Biswal said conventional lithium-ion batteries utilize graphite-based anodes that have a capacity of less than 400 milliamp hours per gram (mAh/g), but silicon anodes have potentially 10 times that capacity. That comes with a downside: Silicon expands as it alloys with lithium, stressing the anode. By making the silicon porous and limiting its capacity to 1,000 mAh/g, the team's test batteries provided stable cycling with still-excellent capacity.
[...] The team led by postdoctoral fellow Anulekha Haridas tested the concept of pairing the porous, high-capacity silicon anodes (in place of graphite) with high-voltage nickel manganese cobalt oxide (NMC) cathodes. The full cell lithium-ion batteries demonstrated stable cyclability at 1,000 mAh/g over hundreds of cycles.
Some cathodes had a 3-nanometer layer of alumina (applied via atomic layer deposition), and some did not. Those with the alumina coating protected the cathode from breaking down in the presence of hydrofluoric acid, which forms if even minute amounts of water invade the liquid electrolyte. Testing showed the alumina also accelerated the battery's charging speed, reducing the number of times it can be charged and discharged.

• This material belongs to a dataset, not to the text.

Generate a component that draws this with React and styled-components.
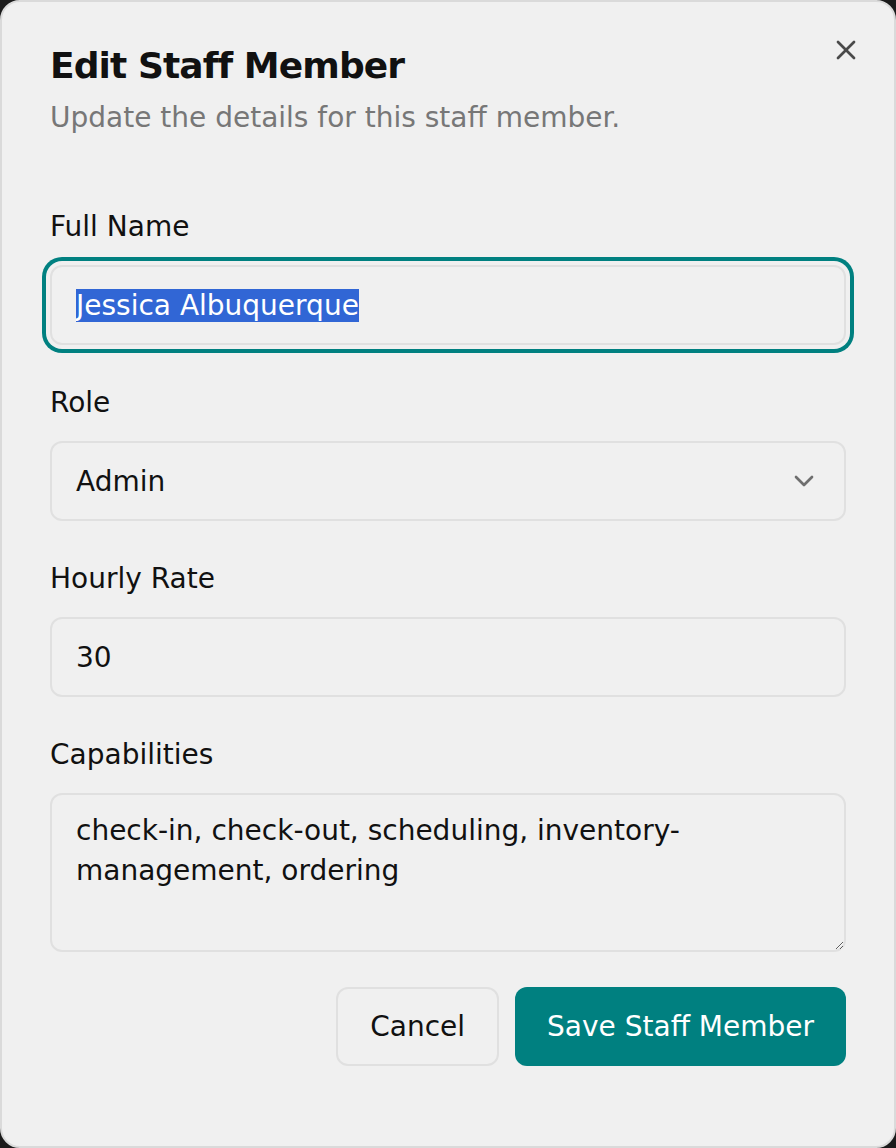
import React, { useEffect, useRef } from "react";
import styled, { createGlobalStyle } from "styled-components";
import { X, ChevronDown } from "lucide-react";

const GlobalStyle = createGlobalStyle`
  html, body {
    margin: 0;
    padding: 0;
    background: #1b1b1b;
  }
  body {
    font-family: "DejaVu Sans", "Noto Sans", sans-serif;
    color: #111;
  }
  *, *::before, *::after {
    box-sizing: border-box;
  }
`;

export default function App() {
  const nameRef = useRef(null);

  useEffect(() => {
    if (nameRef.current) {
      nameRef.current.focus();
      nameRef.current.select();
    }
  }, []);

  return (
    <>
      <GlobalStyle />
      <Dialog role="dialog">
        <CloseButton aria-label="Close">
          <X size={32} strokeWidth={2} />
        </CloseButton>

        <Header>
          <Title>Edit Staff Member</Title>
          <Description>Update the details for this staff member.</Description>
        </Header>

        <Form onSubmit={(e) => e.preventDefault()}>
          <Field>
            <Label htmlFor="name">Full Name</Label>
            <Input id="name" ref={nameRef} defaultValue="Jessica Albuquerque" />
          </Field>

          <Field>
            <Label>Role</Label>
            <SelectTrigger type="button" role="combobox">
              <span>Admin</span>
              <Chevron size={32} strokeWidth={2} />
            </SelectTrigger>
          </Field>

          <Field>
            <Label htmlFor="rate">Hourly Rate</Label>
            <Input id="rate" type="number" defaultValue="30" />
          </Field>

          <Field>
            <Label htmlFor="caps">Capabilities</Label>
            <TextArea
              id="caps"
              defaultValue="check-in, check-out, scheduling, inventory-management, ordering"
            />
          </Field>

          <Footer>
            <Button type="button">Cancel</Button>
            <Button type="submit" $primary>Save Staff Member</Button>
          </Footer>
        </Form>
      </Dialog>
    </>
  );
}

const Dialog = styled.div`
  position: relative;
  min-height: 100vh;
  background: #f0f0f0;
  border: 2px solid #dadada;
  border-radius: 20px;
  padding: 46px 48px 48px;
  display: flex;
  flex-direction: column;
`;

const CloseButton = styled.button`
  position: absolute;
  top: 32px;
  right: 32px;
  width: 32px;
  height: 32px;
  padding: 0;
  border: none;
  background: none;
  color: #4a4a4a;
  display: flex;
  align-items: center;
  justify-content: center;
  cursor: pointer;
`;

const Header = styled.div`
  display: flex;
  flex-direction: column;
  gap: 14px;
`;

const Title = styled.h2`
  margin: 0;
  font-size: 36px;
  line-height: 36px;
  font-weight: 700;
  letter-spacing: -0.9px;
  color: #111;
`;

const Description = styled.p`
  margin: 0;
  font-size: 28px;
  line-height: 40px;
  color: #777;
`;

const Form = styled.form`
  margin-top: 75px;
  display: flex;
  flex-direction: column;
  gap: 44px;
`;

const Field = styled.div`
  display: flex;
  flex-direction: column;
  gap: 24px;
`;

const Label = styled.label`
  font-size: 28px;
  line-height: 28px;
  color: #111;
`;

const Input = styled.input`
  height: 80px;
  width: 100%;
  padding: 0 24px;
  border: 2px solid #e0e0e0;
  border-radius: 12px;
  background: #f0f0f0;
  font-family: inherit;
  font-size: 28px;
  color: #111;
  outline: none;
  -moz-appearance: textfield;

  &::-webkit-inner-spin-button,
  &::-webkit-outer-spin-button {
    -webkit-appearance: none;
    margin: 0;
  }

  &:focus {
    box-shadow: 0 0 0 4px #f0f0f0, 0 0 0 8px #008080;
  }

  &::selection {
    background: #3166d5;
    color: #fff;
  }
`;

const SelectTrigger = styled.button`
  height: 80px;
  width: 100%;
  padding: 0 24px;
  border: 2px solid #e0e0e0;
  border-radius: 12px;
  background: #f0f0f0;
  font-family: inherit;
  font-size: 28px;
  color: #111;
  display: flex;
  align-items: center;
  justify-content: space-between;
  text-align: left;
  cursor: pointer;
`;

const Chevron = styled(ChevronDown)`
  color: #6e6e6e;
  flex-shrink: 0;
`;

const TextArea = styled.textarea`
  height: 159px;
  width: 100%;
  padding: 16px 24px;
  border: 2px solid #e0e0e0;
  border-radius: 12px;
  background: #f0f0f0;
  font-family: inherit;
  font-size: 28px;
  line-height: 40px;
  color: #111;
  resize: vertical;
  outline: none;
`;

const Footer = styled.div`
  margin-top: -9px;
  display: flex;
  justify-content: flex-end;
  gap: 16px;
`;

const Button = styled.button`
  height: 79px;
  padding: 0 32px;
  border-radius: 12px;
  font-family: inherit;
  font-size: 28px;
  cursor: pointer;
  border: ${(p) => (p.$primary ? "none" : "2px solid #e0e0e0")};
  background: ${(p) => (p.$primary ? "#008080" : "#f0f0f0")};
  color: ${(p) => (p.$primary ? "#fff" : "#111")};
`;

There appears to be extensive trapping as a result of the fast lithium transport through alumina, Haridas said. The researchers already knew of possible ways silicon anodes trap lithium, making it unavailable to power devices, but she said this is the first report of the alumina itself absorbing lithium until saturated. At that point, she said, the layer becomes a catalyst for fast transport to and from the cathode.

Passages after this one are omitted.